/---

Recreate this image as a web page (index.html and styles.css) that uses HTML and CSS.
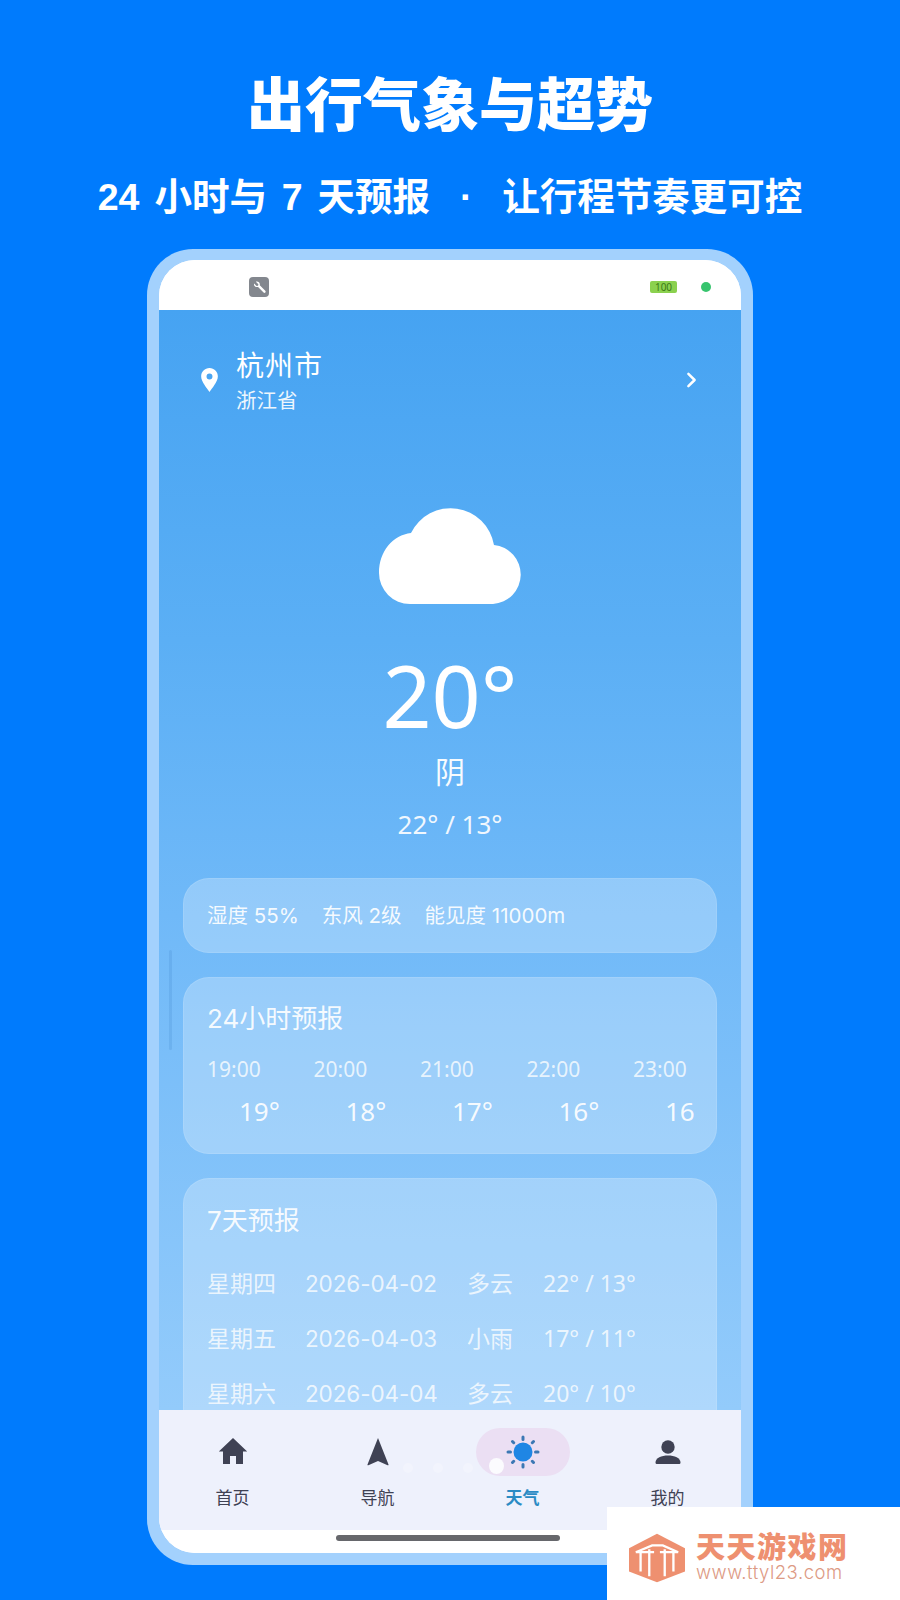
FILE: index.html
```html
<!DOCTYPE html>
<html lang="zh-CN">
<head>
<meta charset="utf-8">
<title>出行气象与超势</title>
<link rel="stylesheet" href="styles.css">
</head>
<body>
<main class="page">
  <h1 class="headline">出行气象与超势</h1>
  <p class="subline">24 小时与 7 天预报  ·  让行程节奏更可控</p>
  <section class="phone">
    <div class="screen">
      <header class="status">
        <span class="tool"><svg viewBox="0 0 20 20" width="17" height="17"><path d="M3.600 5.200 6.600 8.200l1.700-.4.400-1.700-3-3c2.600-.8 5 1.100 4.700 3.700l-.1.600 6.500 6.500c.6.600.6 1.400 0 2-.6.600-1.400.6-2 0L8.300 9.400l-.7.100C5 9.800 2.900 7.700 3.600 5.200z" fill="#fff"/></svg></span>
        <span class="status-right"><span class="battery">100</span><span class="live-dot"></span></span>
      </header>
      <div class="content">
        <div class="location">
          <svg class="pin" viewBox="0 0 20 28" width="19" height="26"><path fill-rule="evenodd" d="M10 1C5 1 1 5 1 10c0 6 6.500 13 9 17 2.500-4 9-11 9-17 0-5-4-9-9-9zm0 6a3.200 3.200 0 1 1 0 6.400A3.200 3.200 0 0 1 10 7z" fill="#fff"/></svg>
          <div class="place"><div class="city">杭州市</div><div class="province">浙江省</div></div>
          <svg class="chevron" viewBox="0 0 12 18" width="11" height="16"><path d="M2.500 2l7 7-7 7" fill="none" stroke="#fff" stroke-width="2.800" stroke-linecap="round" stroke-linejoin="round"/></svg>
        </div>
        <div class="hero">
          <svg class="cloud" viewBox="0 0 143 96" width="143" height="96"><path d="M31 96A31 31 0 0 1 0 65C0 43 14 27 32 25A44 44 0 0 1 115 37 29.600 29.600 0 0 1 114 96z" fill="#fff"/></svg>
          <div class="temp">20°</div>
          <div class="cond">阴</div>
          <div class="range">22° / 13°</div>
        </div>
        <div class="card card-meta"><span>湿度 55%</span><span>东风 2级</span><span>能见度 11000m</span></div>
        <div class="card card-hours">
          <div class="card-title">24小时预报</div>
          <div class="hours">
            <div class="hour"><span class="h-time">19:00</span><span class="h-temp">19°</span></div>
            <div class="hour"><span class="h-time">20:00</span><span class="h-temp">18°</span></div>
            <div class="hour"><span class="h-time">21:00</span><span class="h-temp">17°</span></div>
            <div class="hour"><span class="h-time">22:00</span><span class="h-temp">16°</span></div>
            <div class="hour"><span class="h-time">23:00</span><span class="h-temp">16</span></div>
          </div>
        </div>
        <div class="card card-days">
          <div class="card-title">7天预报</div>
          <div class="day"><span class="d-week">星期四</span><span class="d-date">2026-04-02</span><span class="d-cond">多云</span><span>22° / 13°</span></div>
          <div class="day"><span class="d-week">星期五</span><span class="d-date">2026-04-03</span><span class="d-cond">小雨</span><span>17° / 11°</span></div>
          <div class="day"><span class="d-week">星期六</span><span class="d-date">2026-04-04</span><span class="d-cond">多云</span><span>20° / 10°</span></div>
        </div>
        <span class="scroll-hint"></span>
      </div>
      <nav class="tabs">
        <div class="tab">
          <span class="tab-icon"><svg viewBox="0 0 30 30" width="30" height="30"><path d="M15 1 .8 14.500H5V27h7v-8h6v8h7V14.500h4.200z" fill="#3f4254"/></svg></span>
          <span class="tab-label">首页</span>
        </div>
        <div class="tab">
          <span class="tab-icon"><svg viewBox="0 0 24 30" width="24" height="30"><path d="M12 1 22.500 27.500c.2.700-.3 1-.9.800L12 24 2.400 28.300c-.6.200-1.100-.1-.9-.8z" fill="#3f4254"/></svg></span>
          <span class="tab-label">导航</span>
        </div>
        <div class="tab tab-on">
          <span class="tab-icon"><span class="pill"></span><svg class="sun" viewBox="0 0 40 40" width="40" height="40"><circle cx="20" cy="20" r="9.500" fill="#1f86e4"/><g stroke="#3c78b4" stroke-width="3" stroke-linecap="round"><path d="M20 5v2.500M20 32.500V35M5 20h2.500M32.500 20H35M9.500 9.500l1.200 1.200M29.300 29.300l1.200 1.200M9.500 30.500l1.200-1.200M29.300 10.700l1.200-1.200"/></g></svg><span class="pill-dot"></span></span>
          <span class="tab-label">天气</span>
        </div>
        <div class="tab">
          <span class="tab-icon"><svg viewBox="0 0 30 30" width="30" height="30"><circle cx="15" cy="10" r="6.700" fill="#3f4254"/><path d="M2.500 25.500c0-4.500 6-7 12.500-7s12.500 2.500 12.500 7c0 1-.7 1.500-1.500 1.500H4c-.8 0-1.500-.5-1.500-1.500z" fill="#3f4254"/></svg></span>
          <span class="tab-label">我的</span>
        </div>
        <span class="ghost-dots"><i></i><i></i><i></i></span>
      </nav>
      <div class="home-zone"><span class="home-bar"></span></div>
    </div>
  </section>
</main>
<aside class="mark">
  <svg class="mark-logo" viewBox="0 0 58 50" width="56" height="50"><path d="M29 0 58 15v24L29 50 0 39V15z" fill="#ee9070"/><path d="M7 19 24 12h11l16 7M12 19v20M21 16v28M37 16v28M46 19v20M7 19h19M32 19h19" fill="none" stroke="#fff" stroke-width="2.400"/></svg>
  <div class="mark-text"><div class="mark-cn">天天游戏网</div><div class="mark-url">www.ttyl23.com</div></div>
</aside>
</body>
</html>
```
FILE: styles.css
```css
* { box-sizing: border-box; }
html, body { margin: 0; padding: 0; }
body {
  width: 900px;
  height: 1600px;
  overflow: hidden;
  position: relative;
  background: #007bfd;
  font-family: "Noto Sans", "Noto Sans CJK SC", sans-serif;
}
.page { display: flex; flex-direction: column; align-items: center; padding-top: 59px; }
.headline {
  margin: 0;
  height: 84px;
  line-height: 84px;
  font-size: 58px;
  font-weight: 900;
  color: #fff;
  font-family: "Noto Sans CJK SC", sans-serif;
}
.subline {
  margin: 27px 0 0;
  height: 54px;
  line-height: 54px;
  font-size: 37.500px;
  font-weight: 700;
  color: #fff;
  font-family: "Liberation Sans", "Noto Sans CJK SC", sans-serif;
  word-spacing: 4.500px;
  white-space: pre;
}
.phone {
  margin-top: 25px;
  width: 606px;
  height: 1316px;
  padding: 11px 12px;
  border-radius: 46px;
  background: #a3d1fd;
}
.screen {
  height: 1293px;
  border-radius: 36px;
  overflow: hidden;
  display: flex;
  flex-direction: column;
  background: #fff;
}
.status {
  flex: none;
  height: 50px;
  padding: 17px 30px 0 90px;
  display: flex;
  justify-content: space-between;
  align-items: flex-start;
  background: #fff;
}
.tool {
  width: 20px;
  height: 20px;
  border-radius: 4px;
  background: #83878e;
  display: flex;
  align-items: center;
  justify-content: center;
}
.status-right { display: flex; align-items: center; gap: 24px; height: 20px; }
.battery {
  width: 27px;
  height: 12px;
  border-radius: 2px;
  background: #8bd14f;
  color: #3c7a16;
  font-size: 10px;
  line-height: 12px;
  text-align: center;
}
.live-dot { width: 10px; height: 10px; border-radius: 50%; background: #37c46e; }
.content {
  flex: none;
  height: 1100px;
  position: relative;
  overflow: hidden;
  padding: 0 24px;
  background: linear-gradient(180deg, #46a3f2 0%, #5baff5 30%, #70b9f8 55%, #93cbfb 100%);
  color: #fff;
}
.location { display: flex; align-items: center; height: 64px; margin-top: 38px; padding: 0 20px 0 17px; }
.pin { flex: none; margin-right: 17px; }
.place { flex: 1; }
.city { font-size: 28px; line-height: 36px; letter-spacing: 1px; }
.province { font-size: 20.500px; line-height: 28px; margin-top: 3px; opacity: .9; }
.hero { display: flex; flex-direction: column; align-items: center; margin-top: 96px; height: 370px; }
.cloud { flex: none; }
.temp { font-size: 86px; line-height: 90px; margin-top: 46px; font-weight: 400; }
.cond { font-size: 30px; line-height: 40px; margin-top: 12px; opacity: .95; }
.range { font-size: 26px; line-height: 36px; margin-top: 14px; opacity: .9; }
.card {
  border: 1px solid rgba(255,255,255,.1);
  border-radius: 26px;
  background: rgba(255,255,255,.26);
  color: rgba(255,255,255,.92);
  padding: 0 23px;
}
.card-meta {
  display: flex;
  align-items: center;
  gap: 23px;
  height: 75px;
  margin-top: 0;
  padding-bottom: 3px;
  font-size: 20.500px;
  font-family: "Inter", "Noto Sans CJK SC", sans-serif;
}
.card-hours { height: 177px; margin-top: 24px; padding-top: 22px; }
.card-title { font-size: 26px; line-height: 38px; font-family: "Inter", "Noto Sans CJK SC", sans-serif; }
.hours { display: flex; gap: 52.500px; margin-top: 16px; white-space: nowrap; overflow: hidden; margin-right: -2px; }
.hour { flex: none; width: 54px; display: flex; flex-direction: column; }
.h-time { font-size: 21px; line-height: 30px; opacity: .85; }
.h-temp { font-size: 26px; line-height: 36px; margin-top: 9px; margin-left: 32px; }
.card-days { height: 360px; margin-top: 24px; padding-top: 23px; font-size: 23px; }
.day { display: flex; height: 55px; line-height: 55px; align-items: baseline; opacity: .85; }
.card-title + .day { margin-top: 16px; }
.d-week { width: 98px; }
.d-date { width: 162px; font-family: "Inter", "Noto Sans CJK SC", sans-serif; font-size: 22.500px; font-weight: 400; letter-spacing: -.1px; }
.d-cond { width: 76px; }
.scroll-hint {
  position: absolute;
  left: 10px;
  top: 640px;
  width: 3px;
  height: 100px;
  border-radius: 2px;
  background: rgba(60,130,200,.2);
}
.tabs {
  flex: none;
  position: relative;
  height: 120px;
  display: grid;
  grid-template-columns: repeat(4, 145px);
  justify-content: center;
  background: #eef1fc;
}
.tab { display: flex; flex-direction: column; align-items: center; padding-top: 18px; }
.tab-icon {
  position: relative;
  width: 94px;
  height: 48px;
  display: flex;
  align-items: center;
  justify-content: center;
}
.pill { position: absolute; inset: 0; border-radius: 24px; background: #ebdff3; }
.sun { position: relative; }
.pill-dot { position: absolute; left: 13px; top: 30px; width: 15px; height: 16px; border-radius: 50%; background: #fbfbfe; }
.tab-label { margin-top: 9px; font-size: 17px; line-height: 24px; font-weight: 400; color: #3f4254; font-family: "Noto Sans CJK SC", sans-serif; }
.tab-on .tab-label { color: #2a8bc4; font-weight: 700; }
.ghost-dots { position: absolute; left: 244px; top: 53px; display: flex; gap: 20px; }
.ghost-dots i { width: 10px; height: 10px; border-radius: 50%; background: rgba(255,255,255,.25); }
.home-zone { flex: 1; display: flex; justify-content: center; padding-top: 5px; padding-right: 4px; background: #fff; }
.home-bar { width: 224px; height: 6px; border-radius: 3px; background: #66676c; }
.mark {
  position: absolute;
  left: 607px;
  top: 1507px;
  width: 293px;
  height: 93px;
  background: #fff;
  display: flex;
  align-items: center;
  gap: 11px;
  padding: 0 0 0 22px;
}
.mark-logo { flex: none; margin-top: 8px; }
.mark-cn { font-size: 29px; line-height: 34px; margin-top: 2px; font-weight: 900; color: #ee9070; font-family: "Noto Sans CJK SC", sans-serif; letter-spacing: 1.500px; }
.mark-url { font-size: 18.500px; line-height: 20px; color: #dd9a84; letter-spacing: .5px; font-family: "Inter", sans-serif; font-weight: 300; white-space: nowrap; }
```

\---

• **The request**:
Look through the material and copy each line that has "index".

• **Task output**:
Recreate this image as a web page (index.html and styles.css) that uses HTML and CSS.
FILE: index.html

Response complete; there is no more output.